The third tenet is to use the least amount of material required for a building element to perform as needed. The studio’s foundation is a thin concrete raft that the architect judged to have less impact than piles. The Douglas fir frame is also economical. Paired beams span seven metres, supported on the high north side by paired columns and on the low south side by T-section steels that hold the windows. A 12mm plywood spacer between the beams makes a niche to receive the steels and a run for lighting cables.

Kitchen

The frame was fabricated by Devon-based Timber Workshop, from timbers that were formed at Somerscales Mill in Grimbsy and sourced from forests in Scotland, Cumbria and Hampshire. I mention this provenance as the fourth tenet of a ‘lean’ architecture is the use of materials with the lowest possible environmental impact. Transport distances are significant factors, even when using a renewable resource.

The fifth tenet is the reduction of layers in a construction. Throughout the studio, the internal facing is beautifully figured Douglas fir plywood, with a white varnish. The ply aids lateral stability of the structure and acts as a vapour barrier, requiring only a breather membrane on the outside of the infill studwork. It lends a characterful articulation to the space – a grain – and visual warmth.

Meeting room with storage space within the timber frame

The sixth tenet is the use of a plan that minimises circulation areas, or enlarges them to allow other uses to occur within. The open-plan studio has an office at one end and spaces requiring services (kitchen, toilet and shower) at the other, behind a wall deep enough to conceal a large printer and the office files. One can see through the length of the space while talking in the meeting room or making tea in the kitchen.

There is also open storage along the north wall of the studio, where models, books and material samples sit on the timber noggins between columns. They illustrate the seventh tenet of leanness – the coupling of functions so that a building element or space can do more than one thing. There is something very human about appropriating and misappropriating space, activities that can be both enjoyable and space-saving.

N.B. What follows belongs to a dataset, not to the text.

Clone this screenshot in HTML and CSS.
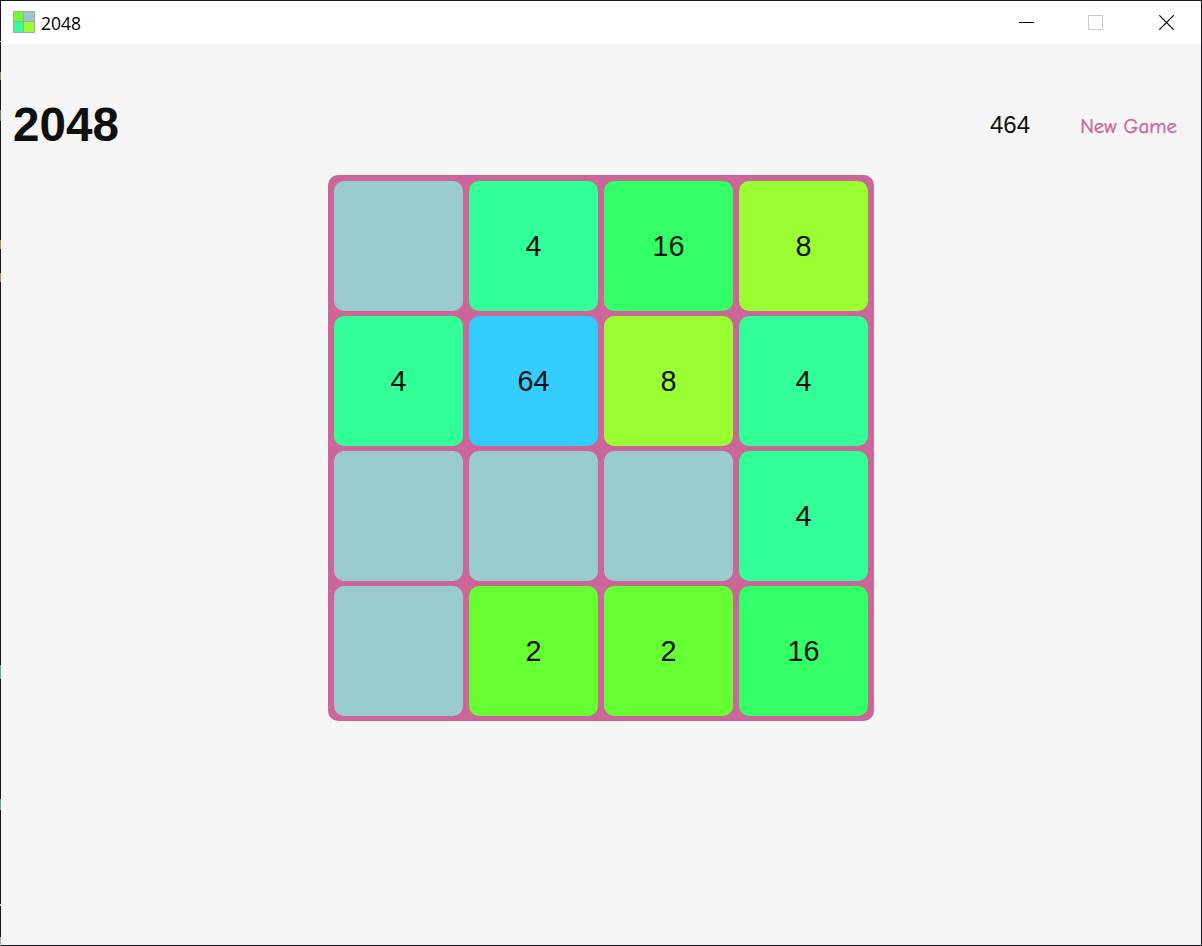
FILE: index.html
```html
<!DOCTYPE html>
<html lang="en">
<head>
<meta charset="utf-8">
<title>2048</title>
<link rel="stylesheet" href="styles.css">
</head>
<body>
<div class="window">
  <header class="titlebar">
    <svg class="app-icon" width="22" height="22" viewBox="0 0 22 22" shape-rendering="crispEdges">
      <rect width="22" height="22" fill="#a8a89c"/>
      <rect x="1" y="1" width="9" height="9" fill="#66ff33"/>
      <rect x="11" y="1" width="10" height="9" fill="#99c8cc"/>
      <rect x="1" y="11" width="9" height="10" fill="#33ff99"/>
      <rect x="11" y="11" width="10" height="10" fill="#99ff33"/>
    </svg>
    <span class="window-title">2048</span>
    <div class="controls">
      <svg width="15" height="15" viewBox="0 0 15 15"><path d="M0 7.5H15" stroke="#000"/></svg>
      <svg width="15" height="15" viewBox="0 0 15 15"><rect x=".5" y=".5" width="14" height="14" fill="none" stroke="#ccc"/></svg>
      <svg width="15" height="15" viewBox="0 0 15 15"><path d="M.3 .3 14.7 14.7M14.7 .3 .3 14.7" stroke="#000" stroke-width="1.15"/></svg>
    </div>
  </header>
  <main class="game">
    <div class="toolbar">
      <h1 class="heading">2048</h1>
      <span class="score">464</span>
      <button class="new-game">New Game</button>
    </div>
    <div class="board">
      <div class="tile"></div><div class="tile t4">4</div><div class="tile t16">16</div><div class="tile t8">8</div>
      <div class="tile t4">4</div><div class="tile t64">64</div><div class="tile t8">8</div><div class="tile t4">4</div>
      <div class="tile"></div><div class="tile"></div><div class="tile"></div><div class="tile t4">4</div>
      <div class="tile"></div><div class="tile t2">2</div><div class="tile t2">2</div><div class="tile t16">16</div>
    </div>
  </main>
</div>
</body>
</html>
```
FILE: styles.css
```css
* { box-sizing: border-box; }
body { margin: 0; overflow: hidden; }
.window {
  position: relative;
  width: 1202px;
  height: 946px;
  border: 1px solid #17171c;
  background: #f5f5f5;
  color: #101010;
  font-family: "Liberation Sans", Arial, sans-serif;
}
/* Desktop showing through at the left window edge */
.window::before {
  content: "";
  position: absolute;
  left: -1px;
  top: -1px;
  width: 1px;
  height: 946px;
  background: linear-gradient(
    transparent 41px, #ccc 41px 42px, transparent 42px 72px,
    #a58060 72px 80px, transparent 80px 110px, #777 110px 121px,
    transparent 121px 240px, #b88850 240px 249px, transparent 249px 273px,
    #b88850 273px 282px, transparent 282px 665px, #63a894 665px 679px,
    transparent 679px 799px, #63a894 799px 810px, transparent 810px 904px,
    #ccc 904px 906px, transparent 906px 937px, #8fb5b0 937px);
}
.titlebar {
  display: flex;
  align-items: center;
  height: 43px;
  padding: 0 27px 0 12px;
  background: #fff;
}
.app-icon { margin-bottom: 1px; }
.window-title {
  margin-left: 6px;
  font: 17.5px "Open Sans", sans-serif;
  color: #000;
}
.controls { display: flex; gap: 56px; margin-left: auto; }
.controls svg { display: block; }
.controls svg:first-child { margin-right: -2px; }
.toolbar {
  display: flex;
  align-items: center;
  height: 131px;
  padding: 31px 24px 0 12px;
}
.heading { margin: 0; font-size: 47.6px; line-height: 56px; }
.score { margin-left: auto; font-size: 24px; line-height: 28px; }
.new-game {
  width: 97px;
  margin-left: 50px;
  padding: 2px 0 0;
  border: 0;
  background: none;
  color: #cc6699;
  font: 20.8px "Comic Sans MS", "Comic Neue", Lato, sans-serif;
  -webkit-text-stroke: .4px #cc6699;
  white-space: nowrap;
}
.board {
  display: grid;
  grid-template: repeat(4, 130px) / repeat(4, 129px);
  gap: 5px 6px;
  width: 546px;
  margin: 0 auto;
  padding: 6px 6px 5px;
  border-radius: 10px;
  background: #cc6699;
}
.tile {
  display: flex;
  align-items: center;
  justify-content: center;
  border-radius: 10px;
  background: #99cccc;
  font-size: 28.8px;
}
.t2 { background: #66ff33; }
.t4 { background: #33ff99; }
.t8 { background: #99ff33; }
.t16 { background: #33ff66; }
.t64 { background: #33ccff; }
```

Operable plywood ventilation panel at the base of the inclined clerestorey window

The eighth tenet is that a building should use the minimum energy to provide for human comfort. The studio was designed to be warm in winter and cool in summer. The horizontal plywood vent panels in the north facade have provided more than adequate ventilation in hot weather. In the colder months, one or two flaps can be opened, allowing the mixing of cool and warm air to occur above the datum of the work surface. On the south side, the cantilevering overhang prevents solar gain and glare in summer, but also allows for passive space heating in winter. On the coldest days, the heat generated by bodies and computers is supplemented by two small electrical heaters.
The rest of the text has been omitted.